Giezendanner: 25 neue E-Lastwagen bis 2026
Über 200 Lastwagen hat das Rothrister Familienunternehmen Giezendanner Transport, es beschäftigt rund 280 Mitarbeitende. Auf dem Dach der Lagerhallen des Betriebs in Rothrist ist seit 2021 eine Photovoltaik-Anlage installiert. Die Umrüstung auf Elektrofahrzeuge sei in vollem Gange, sagt Geschäftsführer und SVP-Nationalrat Benjamin Giezendanner. Dieses Jahr kommen zehn neue E-Fahrzeuge hinzu, Anfang 2026 weitere fünfzehn.
HVO ist bei Giezendanners Flotte in Italien ein grosses Thema. In der Schweiz aber setze die Firma auf Elektrofahrzeuge. In den wärmeren Monaten von März bis Oktober habe man bisher, je nach Fahrzeugtyp, eine Beimischquote von Biodiesel von bis zu 40 Prozent angewandt.
Im Bereich Gefahrgut seien Elektrofahrzeuge noch nicht verfügbar, weshalb das Potenzial hier begrenzt sei. Benjamin Giezendanner bekräftigt, dass das Unternehmen seit Jahrzehnten auf eine konsequente Umlagerung auf die Bahn setze. Ein Erbe seines Vaters Ulrich, der diesen kombinierten Verkehr einführte.

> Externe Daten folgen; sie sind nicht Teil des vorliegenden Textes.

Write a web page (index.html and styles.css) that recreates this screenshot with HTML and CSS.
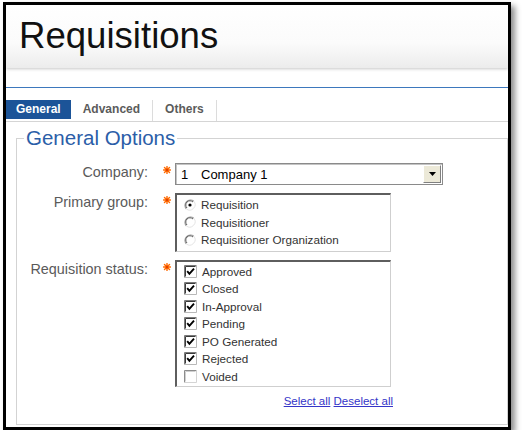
FILE: index.html
```html
<!DOCTYPE html>
<html>
<head>
<meta charset="utf-8">
<link rel="stylesheet" href="styles.css">
</head>
<body>
<div class="frame">
  <header class="page-header"><h1>Requisitions</h1></header>
  <div class="rule"></div>
  <nav class="tabs">
    <span class="tab active">General</span>
    <span class="tab">Advanced</span>
    <span class="tab">Others</span>
  </nav>
  <fieldset class="options">
    <legend>General Options</legend>

    <div class="row">
      <label class="lbl">Company:</label>
      <span class="req"><svg width="8" height="8" viewBox="0 0 8 8"><path d="M4 0.5V7.5M0.5 4H7.5M1.5 1.5L6.5 6.5M6.5 1.5L1.5 6.5" stroke="#ff6a00" stroke-width="1.4" stroke-linecap="round"/><circle cx="4" cy="4" r="1.2" fill="#e04000"/></svg></span>
      <div class="select">
        <span class="code">1</span><span class="value">Company 1</span>
        <span class="drop"><svg width="7" height="4" viewBox="0 0 7 4"><path d="M0 0H7L3.5 4Z" fill="#000"/></svg></span>
      </div>
    </div>

    <div class="row">
      <label class="lbl">Primary group:</label>
      <span class="req"><svg width="8" height="8" viewBox="0 0 8 8"><path d="M4 0.5V7.5M0.5 4H7.5M1.5 1.5L6.5 6.5M6.5 1.5L1.5 6.5" stroke="#ff6a00" stroke-width="1.4" stroke-linecap="round"/><circle cx="4" cy="4" r="1.2" fill="#e04000"/></svg></span>
      <div class="listbox radios">
        <div class="item"><svg class="radio" width="12" height="12" viewBox="0 0 12 12"><path d="M2.2 9.8A5.4 5.4 0 0 1 9.8 2.2" stroke="#9a9a9a" stroke-width="1.1" fill="none"/><path d="M3 9A4.2 4.2 0 0 1 9 3" stroke="#5a5a5a" stroke-width="1" fill="none"/><path d="M2.2 9.8A5.4 5.4 0 0 0 9.8 2.2" stroke="#e4e4e4" stroke-width="1" fill="none"/><circle cx="6" cy="6" r="1.6" fill="#000"/></svg><span>Requisition</span></div>
        <div class="item"><svg class="radio" width="12" height="12" viewBox="0 0 12 12"><path d="M2.2 9.8A5.4 5.4 0 0 1 9.8 2.2" stroke="#9a9a9a" stroke-width="1.1" fill="none"/><path d="M3 9A4.2 4.2 0 0 1 9 3" stroke="#5a5a5a" stroke-width="1" fill="none"/><path d="M2.2 9.8A5.4 5.4 0 0 0 9.8 2.2" stroke="#e4e4e4" stroke-width="1" fill="none"/></svg><span>Requisitioner</span></div>
        <div class="item"><svg class="radio" width="12" height="12" viewBox="0 0 12 12"><path d="M2.2 9.8A5.4 5.4 0 0 1 9.8 2.2" stroke="#9a9a9a" stroke-width="1.1" fill="none"/><path d="M3 9A4.2 4.2 0 0 1 9 3" stroke="#5a5a5a" stroke-width="1" fill="none"/><path d="M2.2 9.8A5.4 5.4 0 0 0 9.8 2.2" stroke="#e4e4e4" stroke-width="1" fill="none"/></svg><span>Requisitioner Organization</span></div>
      </div>
    </div>

    <div class="row">
      <label class="lbl">Requisition status:</label>
      <span class="req"><svg width="8" height="8" viewBox="0 0 8 8"><path d="M4 0.5V7.5M0.5 4H7.5M1.5 1.5L6.5 6.5M6.5 1.5L1.5 6.5" stroke="#ff6a00" stroke-width="1.4" stroke-linecap="round"/><circle cx="4" cy="4" r="1.2" fill="#e04000"/></svg></span>
      <div class="listbox checks">
        <div class="item"><svg class="check" width="13" height="13" viewBox="0 0 13 13"><rect width="13" height="13" fill="#fff"/><path d="M0.5 12.5V0.5H12.5" stroke="#7a7a7a" fill="none"/><path d="M1.5 11.5V1.5H11.5" stroke="#3a3a3a" fill="none"/><path d="M0.5 12.5H12.5V0.5" stroke="#b8b8b8" fill="none"/><path d="M3.2 6.2L5.4 8.8L10 3.6" stroke="#000" stroke-width="1.9" fill="none"/></svg><span>Approved</span></div>
        <div class="item"><svg class="check" width="13" height="13" viewBox="0 0 13 13"><rect width="13" height="13" fill="#fff"/><path d="M0.5 12.5V0.5H12.5" stroke="#7a7a7a" fill="none"/><path d="M1.5 11.5V1.5H11.5" stroke="#3a3a3a" fill="none"/><path d="M0.5 12.5H12.5V0.5" stroke="#b8b8b8" fill="none"/><path d="M3.2 6.2L5.4 8.8L10 3.6" stroke="#000" stroke-width="1.9" fill="none"/></svg><span>Closed</span></div>
        <div class="item"><svg class="check" width="13" height="13" viewBox="0 0 13 13"><rect width="13" height="13" fill="#fff"/><path d="M0.5 12.5V0.5H12.5" stroke="#7a7a7a" fill="none"/><path d="M1.5 11.5V1.5H11.5" stroke="#3a3a3a" fill="none"/><path d="M0.5 12.5H12.5V0.5" stroke="#b8b8b8" fill="none"/><path d="M3.2 6.2L5.4 8.8L10 3.6" stroke="#000" stroke-width="1.9" fill="none"/></svg><span>In-Approval</span></div>
        <div class="item"><svg class="check" width="13" height="13" viewBox="0 0 13 13"><rect width="13" height="13" fill="#fff"/><path d="M0.5 12.5V0.5H12.5" stroke="#7a7a7a" fill="none"/><path d="M1.5 11.5V1.5H11.5" stroke="#3a3a3a" fill="none"/><path d="M0.5 12.5H12.5V0.5" stroke="#b8b8b8" fill="none"/><path d="M3.2 6.2L5.4 8.8L10 3.6" stroke="#000" stroke-width="1.9" fill="none"/></svg><span>Pending</span></div>
        <div class="item"><svg class="check" width="13" height="13" viewBox="0 0 13 13"><rect width="13" height="13" fill="#fff"/><path d="M0.5 12.5V0.5H12.5" stroke="#7a7a7a" fill="none"/><path d="M1.5 11.5V1.5H11.5" stroke="#3a3a3a" fill="none"/><path d="M0.5 12.5H12.5V0.5" stroke="#b8b8b8" fill="none"/><path d="M3.2 6.2L5.4 8.8L10 3.6" stroke="#000" stroke-width="1.9" fill="none"/></svg><span>PO Generated</span></div>
        <div class="item"><svg class="check" width="13" height="13" viewBox="0 0 13 13"><rect width="13" height="13" fill="#fff"/><path d="M0.5 12.5V0.5H12.5" stroke="#7a7a7a" fill="none"/><path d="M1.5 11.5V1.5H11.5" stroke="#3a3a3a" fill="none"/><path d="M0.5 12.5H12.5V0.5" stroke="#b8b8b8" fill="none"/><path d="M3.2 6.2L5.4 8.8L10 3.6" stroke="#000" stroke-width="1.9" fill="none"/></svg><span>Rejected</span></div>
        <div class="item"><svg class="check" width="13" height="13" viewBox="0 0 13 13"><rect width="13" height="13" fill="#fff"/><path d="M0.5 12.5V0.5H12.5" stroke="#8c8c8c" fill="none"/><path d="M1.5 11.5V1.5H11.5" stroke="#d0d0d0" fill="none"/><path d="M0.5 12.5H12.5V0.5" stroke="#d4d4d4" fill="none"/></svg><span>Voided</span></div>
      </div>
    </div>

    <div class="row">
      <span></span><span></span>
      <div class="links"><a href="#">Select all</a> <a href="#">Deselect all</a></div>
    </div>
  </fieldset>
</div>
</body>
</html>
```

FILE: styles.css
```css
html, body {
  margin: 0;
  background: #fff;
  font-family: "Liberation Sans", Arial, sans-serif;
}

.frame {
  margin: 2px 0 0 3px;
  width: 502px;
  height: 422px;
  border: 3px solid #000;
  box-shadow: 4px 4px 6px rgba(0, 0, 0, 0.45);
  display: flex;
  flex-direction: column;
  overflow: hidden;
  background: #fff;
}

.page-header {
  flex: none;
  height: 63px;
  background: linear-gradient(#ffffff 0%, #fbfbfb 60%, #ececec 100%);
  box-shadow: 0 1px 3px rgba(0, 0, 0, 0.22);
}

.page-header h1 {
  margin: 0;
  padding: 10px 0 0 13px;
  font-weight: normal;
  font-size: 36.6px;
  line-height: 42px;
  color: #111;
}

.rule {
  flex: none;
  height: 1px;
  margin-top: 19px;
  background: #3d78bd;
}

.tabs {
  flex: none;
  display: flex;
  margin-top: 12px;
  height: 21px;
  border-bottom: 1px solid #d5d5d5;
}

.tab {
  padding: 0 12px;
  border-right: 1px solid #dcdcdc;
  font-weight: bold;
  font-size: 12px;
  line-height: 19px;
  color: #5b5b5b;
}

.tab.active {
  padding: 0 10px;
  height: 19px;
  border-right: none;
  background: #1c5498;
  color: #fff;
}

.options {
  flex: 1;
  min-width: 0;
  margin: 5px 0 2px 10px;
  padding: 14px 0 0 0;
  border: 1px solid #d3d3d3;
}

.options legend {
  margin-left: 7px;
  padding: 0 2px;
  font-size: 20.5px;
  line-height: 22px;
  color: #2b5ea8;
}

.row {
  display: grid;
  grid-template-columns: 133px 25px auto;
  align-items: start;
  margin-bottom: 8px;
}

.lbl {
  text-align: right;
  padding: 1px 2px 0 0;
  font-size: 14.4px;
  line-height: 17px;
  color: #5a5a5a;
}

.req {
  padding: 3px 0 0 13px;
}

.req svg {
  display: block;
}

.select {
  width: 268px;
  height: 22px;
  box-sizing: border-box;
  border: 1px solid #8a8a8a;
  box-shadow: inset 1px 1px 0 #c4c4c4;
  display: flex;
  align-items: center;
  font-size: 13px;
  color: #000;
}

.select .code {
  margin-left: 5px;
  width: 20px;
}

.select .value {
  flex: 1;
}

.drop {
  width: 18px;
  height: 18px;
  margin-right: 1px;
  box-sizing: border-box;
  background: #ece9d8;
  border: 1px solid;
  border-color: #fff #808080 #808080 #fff;
  display: flex;
  align-items: center;
  justify-content: center;
}

.drop svg {
  display: block;
}

.listbox {
  width: 216px;
  box-sizing: border-box;
  border-style: solid;
  border-width: 2px 1px 1px 2px;
  border-color: #5e5e5e #cfcfcf #cfcfcf #5e5e5e;
}

.radios {
  padding: 1px 0 2px 7px;
}

.checks {
  padding: 1px 0 1px 7px;
}

.item {
  display: flex;
  align-items: center;
  height: 17.5px;
  font-size: 11.7px;
  color: #333;
}

.item svg {
  display: block;
  flex: none;
}

.item .radio + span {
  margin-left: 5px;
}

.item .check + span {
  margin-left: 5px;
}

.links {
  width: 218px;
  text-align: right;
  font-size: 11.5px;
  line-height: 13px;
}

.links a {
  color: #3535c8;
  text-decoration: underline;
}
```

«Wir hoffen, dass eine Vielzahl der Unternehmen auf lange Strecken die Bahn benutzt und nicht opportunistisch die Verkehre in der Schweiz grün färbt», sagt Benjamin Giezendanner. Das Unternehmen wolle die Umrüstung auf E-LKW nicht gross anpreisen. Einerseits fördere der Bund diese durch den Verzicht auf die Schwerverkehrsabgabe LSVA. Andererseits seien es auch die Auftraggeber, die diese Änderungen durch ihre Scope-3-Regulierungen fördern und fordern.